**TASK INSTRUCTIONS**
Write out each line that follows exactly as it stands, without the pictures.

**EXERCISE MATERIALS**
══════════
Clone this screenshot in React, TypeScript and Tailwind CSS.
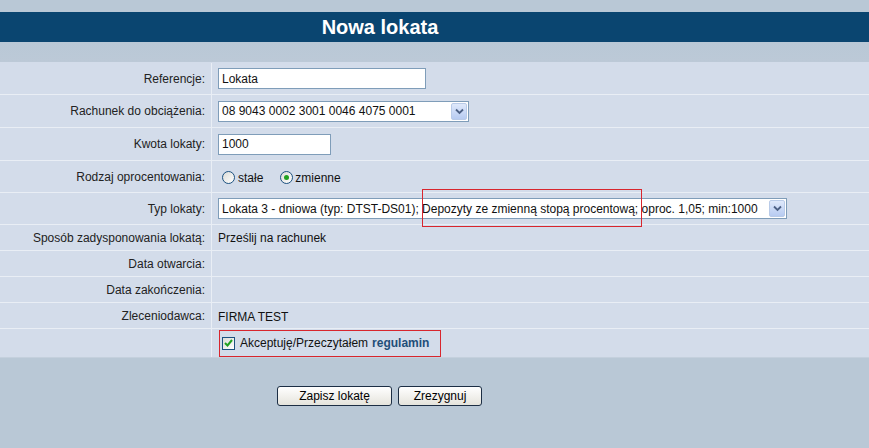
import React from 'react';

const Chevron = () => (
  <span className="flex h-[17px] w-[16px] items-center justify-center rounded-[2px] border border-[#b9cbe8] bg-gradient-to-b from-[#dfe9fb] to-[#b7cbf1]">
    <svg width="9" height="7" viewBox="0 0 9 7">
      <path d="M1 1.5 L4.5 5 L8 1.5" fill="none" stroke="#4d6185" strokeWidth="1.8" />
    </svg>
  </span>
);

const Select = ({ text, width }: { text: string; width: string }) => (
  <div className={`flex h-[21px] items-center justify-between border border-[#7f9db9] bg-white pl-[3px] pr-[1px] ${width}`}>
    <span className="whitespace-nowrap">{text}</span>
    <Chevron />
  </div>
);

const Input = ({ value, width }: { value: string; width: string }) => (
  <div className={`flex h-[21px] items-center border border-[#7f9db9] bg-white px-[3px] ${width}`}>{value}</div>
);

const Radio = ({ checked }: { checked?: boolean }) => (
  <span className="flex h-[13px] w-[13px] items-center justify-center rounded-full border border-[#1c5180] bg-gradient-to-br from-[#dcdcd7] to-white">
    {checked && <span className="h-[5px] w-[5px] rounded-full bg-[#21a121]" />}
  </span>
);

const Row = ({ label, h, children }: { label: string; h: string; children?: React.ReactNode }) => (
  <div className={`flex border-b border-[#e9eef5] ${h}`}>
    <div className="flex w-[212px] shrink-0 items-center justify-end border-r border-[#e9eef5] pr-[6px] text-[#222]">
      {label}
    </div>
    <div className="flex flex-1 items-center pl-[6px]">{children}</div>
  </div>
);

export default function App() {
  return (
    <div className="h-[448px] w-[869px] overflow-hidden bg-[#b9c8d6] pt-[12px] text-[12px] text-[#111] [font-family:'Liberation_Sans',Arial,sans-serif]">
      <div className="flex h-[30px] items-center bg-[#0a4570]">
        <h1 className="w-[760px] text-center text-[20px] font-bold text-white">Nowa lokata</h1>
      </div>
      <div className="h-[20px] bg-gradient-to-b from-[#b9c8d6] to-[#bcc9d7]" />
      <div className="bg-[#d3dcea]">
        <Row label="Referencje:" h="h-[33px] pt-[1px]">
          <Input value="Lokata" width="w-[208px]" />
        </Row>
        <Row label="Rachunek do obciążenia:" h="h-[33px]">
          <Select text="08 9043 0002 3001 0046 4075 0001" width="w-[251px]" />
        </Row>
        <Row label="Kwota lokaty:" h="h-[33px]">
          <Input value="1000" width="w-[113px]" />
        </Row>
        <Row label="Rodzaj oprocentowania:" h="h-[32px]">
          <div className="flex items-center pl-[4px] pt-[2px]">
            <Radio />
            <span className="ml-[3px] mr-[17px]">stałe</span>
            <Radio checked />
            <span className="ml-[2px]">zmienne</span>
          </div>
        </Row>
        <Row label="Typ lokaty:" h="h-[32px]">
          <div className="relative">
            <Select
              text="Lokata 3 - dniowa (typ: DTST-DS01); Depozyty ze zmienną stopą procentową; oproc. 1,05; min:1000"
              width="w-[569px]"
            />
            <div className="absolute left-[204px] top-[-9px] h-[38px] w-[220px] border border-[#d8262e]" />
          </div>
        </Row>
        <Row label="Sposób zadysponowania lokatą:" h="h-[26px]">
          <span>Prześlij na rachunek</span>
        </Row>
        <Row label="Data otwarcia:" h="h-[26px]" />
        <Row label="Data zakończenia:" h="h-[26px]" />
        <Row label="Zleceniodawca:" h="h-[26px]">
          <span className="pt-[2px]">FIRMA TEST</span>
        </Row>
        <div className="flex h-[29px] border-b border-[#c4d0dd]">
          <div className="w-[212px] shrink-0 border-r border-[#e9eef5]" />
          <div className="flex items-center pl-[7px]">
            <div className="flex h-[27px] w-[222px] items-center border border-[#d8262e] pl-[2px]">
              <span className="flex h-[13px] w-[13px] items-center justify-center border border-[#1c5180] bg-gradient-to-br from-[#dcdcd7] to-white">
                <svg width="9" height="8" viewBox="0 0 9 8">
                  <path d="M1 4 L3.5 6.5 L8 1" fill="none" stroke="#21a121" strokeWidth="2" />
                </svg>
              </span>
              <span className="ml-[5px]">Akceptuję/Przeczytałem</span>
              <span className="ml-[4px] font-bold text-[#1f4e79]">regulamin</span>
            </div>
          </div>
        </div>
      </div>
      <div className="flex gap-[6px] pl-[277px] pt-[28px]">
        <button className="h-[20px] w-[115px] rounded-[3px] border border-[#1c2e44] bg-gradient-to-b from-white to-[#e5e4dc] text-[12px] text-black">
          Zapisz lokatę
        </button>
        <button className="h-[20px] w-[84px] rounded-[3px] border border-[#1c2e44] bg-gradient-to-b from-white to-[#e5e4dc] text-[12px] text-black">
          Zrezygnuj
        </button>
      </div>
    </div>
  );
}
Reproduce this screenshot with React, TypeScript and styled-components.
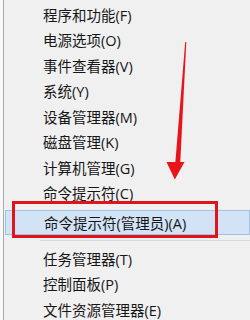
══════════
**COMPLETED TASK**
Clone this screenshot in React, TypeScript and Tailwind CSS.
import React from 'react';

const Chevron = () => (
  <span className="flex h-[17px] w-[16px] items-center justify-center rounded-[2px] border border-[#b9cbe8] bg-gradient-to-b from-[#dfe9fb] to-[#b7cbf1]">
    <svg width="9" height="7" viewBox="0 0 9 7">
      <path d="M1 1.5 L4.5 5 L8 1.5" fill="none" stroke="#4d6185" strokeWidth="1.8" />
    </svg>
  </span>
);

const Select = ({ text, width }: { text: string; width: string }) => (
  <div className={`flex h-[21px] items-center justify-between border border-[#7f9db9] bg-white pl-[3px] pr-[1px] ${width}`}>
    <span className="whitespace-nowrap">{text}</span>
    <Chevron />
  </div>
);

const Input = ({ value, width }: { value: string; width: string }) => (
  <div className={`flex h-[21px] items-center border border-[#7f9db9] bg-white px-[3px] ${width}`}>{value}</div>
);

const Radio = ({ checked }: { checked?: boolean }) => (
  <span className="flex h-[13px] w-[13px] items-center justify-center rounded-full border border-[#1c5180] bg-gradient-to-br from-[#dcdcd7] to-white">
    {checked && <span className="h-[5px] w-[5px] rounded-full bg-[#21a121]" />}
  </span>
);

const Row = ({ label, h, children }: { label: string; h: string; children?: React.ReactNode }) => (
  <div className={`flex border-b border-[#e9eef5] ${h}`}>
    <div className="flex w-[212px] shrink-0 items-center justify-end border-r border-[#e9eef5] pr-[6px] text-[#222]">
      {label}
    </div>
    <div className="flex flex-1 items-center pl-[6px]">{children}</div>
  </div>
);

export default function App() {
  return (
    <div className="h-[448px] w-[869px] overflow-hidden bg-[#b9c8d6] pt-[12px] text-[12px] text-[#111] [font-family:'Liberation_Sans',Arial,sans-serif]">
      <div className="flex h-[30px] items-center bg-[#0a4570]">
        <h1 className="w-[760px] text-center text-[20px] font-bold text-white">Nowa lokata</h1>
      </div>
      <div className="h-[20px] bg-gradient-to-b from-[#b9c8d6] to-[#bcc9d7]" />
      <div className="bg-[#d3dcea]">
        <Row label="Referencje:" h="h-[33px] pt-[1px]">
          <Input value="Lokata" width="w-[208px]" />
        </Row>
        <Row label="Rachunek do obciążenia:" h="h-[33px]">
          <Select text="08 9043 0002 3001 0046 4075 0001" width="w-[251px]" />
        </Row>
        <Row label="Kwota lokaty:" h="h-[33px]">
          <Input value="1000" width="w-[113px]" />
        </Row>
        <Row label="Rodzaj oprocentowania:" h="h-[32px]">
          <div className="flex items-center pl-[4px] pt-[2px]">
            <Radio />
            <span className="ml-[3px] mr-[17px]">stałe</span>
            <Radio checked />
            <span className="ml-[2px]">zmienne</span>
          </div>
        </Row>
        <Row label="Typ lokaty:" h="h-[32px]">
          <div className="relative">
            <Select
              text="Lokata 3 - dniowa (typ: DTST-DS01); Depozyty ze zmienną stopą procentową; oproc. 1,05; min:1000"
              width="w-[569px]"
            />
            <div className="absolute left-[204px] top-[-9px] h-[38px] w-[220px] border border-[#d8262e]" />
          </div>
        </Row>
        <Row label="Sposób zadysponowania lokatą:" h="h-[26px]">
          <span>Prześlij na rachunek</span>
        </Row>
        <Row label="Data otwarcia:" h="h-[26px]" />
        <Row label="Data zakończenia:" h="h-[26px]" />
        <Row label="Zleceniodawca:" h="h-[26px]">
          <span className="pt-[2px]">FIRMA TEST</span>
        </Row>
        <div className="flex h-[29px] border-b border-[#c4d0dd]">
          <div className="w-[212px] shrink-0 border-r border-[#e9eef5]" />
          <div className="flex items-center pl-[7px]">
            <div className="flex h-[27px] w-[222px] items-center border border-[#d8262e] pl-[2px]">
              <span className="flex h-[13px] w-[13px] items-center justify-center border border-[#1c5180] bg-gradient-to-br from-[#dcdcd7] to-white">
                <svg width="9" height="8" viewBox="0 0 9 8">
                  <path d="M1 4 L3.5 6.5 L8 1" fill="none" stroke="#21a121" strokeWidth="2" />
                </svg>
              </span>
              <span className="ml-[5px]">Akceptuję/Przeczytałem</span>
              <span className="ml-[4px] font-bold text-[#1f4e79]">regulamin</span>
            </div>
          </div>
        </div>
      </div>
      <div className="flex gap-[6px] pl-[277px] pt-[28px]">
        <button className="h-[20px] w-[115px] rounded-[3px] border border-[#1c2e44] bg-gradient-to-b from-white to-[#e5e4dc] text-[12px] text-black">
          Zapisz lokatę
        </button>
        <button className="h-[20px] w-[84px] rounded-[3px] border border-[#1c2e44] bg-gradient-to-b from-white to-[#e5e4dc] text-[12px] text-black">
          Zrezygnuj
        </button>
      </div>
    </div>
  );
}
Reproduce this screenshot with React, TypeScript and styled-components.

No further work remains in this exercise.